Public Utilities Commissioner (South Dakota)
- In office 1979–1997

Personal details
- Born: April 5, 1934 Lakefield, Minnesota, U.S.
- Died: March 18, 2024 (aged 89) Lincoln, Nebraska, U.S.
- Party: Republican Democrat
- Alma mater: South Dakota State University

= Kenneth D. Stofferahn =

American politician (1934–2024)

Kenneth D. Stofferahn (April 5, 1934 – March 18, 2024) was an American politician. He served in the South Dakota House of Representatives as a Republican and on the South Dakota Public Utilities Commission as a Democrat.

== Life and career ==
Stofferahn was born in Lakefield, Minnesota. He farmed for many years near Humboldt, South Dakota, earned a Bachelor's degree from South Dakota State University in 1957, worked for the National Farmers Organization in the 1960's, and was active in South Dakota politics from 1972-1997.

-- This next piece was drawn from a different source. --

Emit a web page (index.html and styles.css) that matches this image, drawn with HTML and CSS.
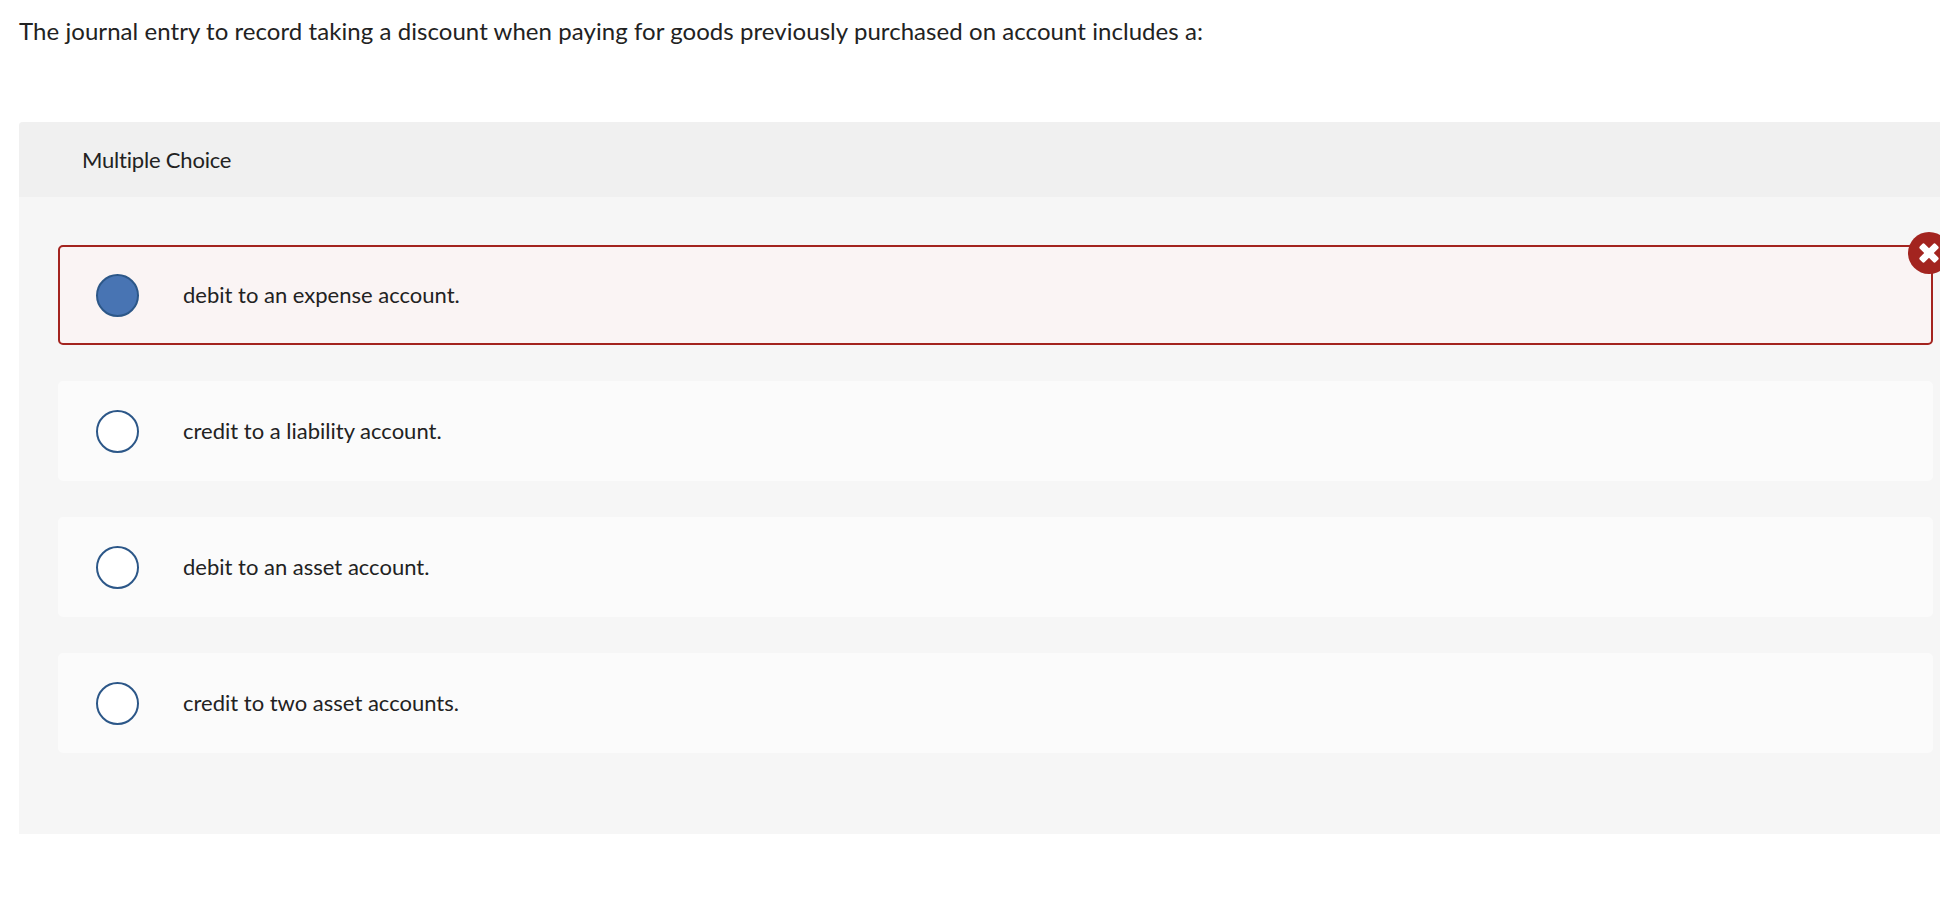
FILE: index.html
```
<!DOCTYPE html>
<html lang="en">
<head>
    <meta charset="UTF-8">
    <meta name="viewport" content="width=device-width, initial-scale=1.0">
    <title>Multiple Choice</title>
    <link rel="stylesheet" href="styles.css">
</head>
<body>
<main class="page">
    <p class="question">The journal entry to record taking a discount when paying for goods previously purchased on account includes a:</p>

    <section class="panel">
        <h2 class="panel-header">Multiple Choice</h2>
        <ul class="options">
            <li class="option incorrect">
                <span class="radio selected"></span>
                <span class="label">debit to an expense account.</span>
                <span class="badge">
                    <svg width="42" height="42" viewBox="0 0 42 42" fill="#fff">
                        <rect x="9.8" y="17.6" width="22.4" height="6.8" rx="1.8" transform="rotate(45 21 21)"/>
                        <rect x="9.8" y="17.6" width="22.4" height="6.8" rx="1.8" transform="rotate(-45 21 21)"/>
                    </svg>
                </span>
            </li>
            <li class="option">
                <span class="radio"></span>
                <span class="label">credit to a liability account.</span>
            </li>
            <li class="option">
                <span class="radio"></span>
                <span class="label">debit to an asset account.</span>
            </li>
            <li class="option">
                <span class="radio"></span>
                <span class="label">credit to two asset accounts.</span>
            </li>
        </ul>
    </section>
</main>
</body>
</html>
```
FILE: styles.css
```
* { box-sizing: border-box; }
body { margin: 0; background: #fff; color: #222; font-family: Lato, "Liberation Sans", sans-serif; font-variant-ligatures: none; overflow: hidden; }
.page { padding: 16px 0 0 19px; }
.question { margin: 0 0 76px; font-size: 24px; letter-spacing: 0.06px; line-height: 30px; white-space: nowrap; }
.panel { height: 712px; background: #f6f6f6; border-radius: 4px 0 0 0; }
.panel-header { margin: 0; height: 75px; padding: 0 63px; background: #f0f0f0; border-radius: 4px 0 0 0; font-size: 22px; font-weight: 400; letter-spacing: -0.2px; line-height: 76px; }
.options { display: flex; flex-direction: column; gap: 36px; list-style: none; margin: 0; padding: 48px 7px 0 39px; }
.option { position: relative; display: flex; align-items: center; gap: 44px; height: 100px; padding: 0 36px; border: 2px solid #fbfbfb; border-radius: 5px; background: #fbfbfb; font-size: 22px; }
.option.incorrect { border-color: #a3241f; background: #faf4f4; }
.radio { flex: none; width: 43px; height: 43px; border: 2px solid #2c5788; border-radius: 50%; background: #fff; }
.radio.selected { background: #4874b3; }
.label { padding-bottom: 1px; white-space: nowrap; }
.badge { position: absolute; top: -15px; right: -19px; width: 42px; height: 42px; border-radius: 50%; background: #a3241f; }
.badge svg { display: block; }
```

Stofferahn ran for the United States Senate in the Republican primary in 1972, coming in fourth in a field of five (17%).

Stofferahn was elected to the South Dakota House of Representatives as a Republican in 1974, representing Minnehaha County from 1975-1976.

Having changed political party affiliation, Stofferahn ran for the United States Senate in the Democratic primary in 1978, coming in second (45%).

Stofferahn was elected to the South Dakota Public Utilities Commission as a Democrat in 1978, earning 55% of the statewide vote.

Stofferahn ran for the United States Congress (South Dakota, 2nd District) as a Democrat in 1980, coming in second (42%).

Stofferahn was re-elected to the South Dakota Public Utilities Commission as a Democrat in 1984, earning 61% of the statewide vote.

Stofferahn ran for Governor of South Dakota in the Democratic primary in 1986, coming in third (19%).

Stofferahn was re-elected to the South Dakota Public Utilities Commission as a Democrat in 1990, earning 52% of the statewide vote.

Stofferahn retired from politics in 1997. He died on March 18, 2024, at his home in Lincoln, Nebraska, at the age of 89.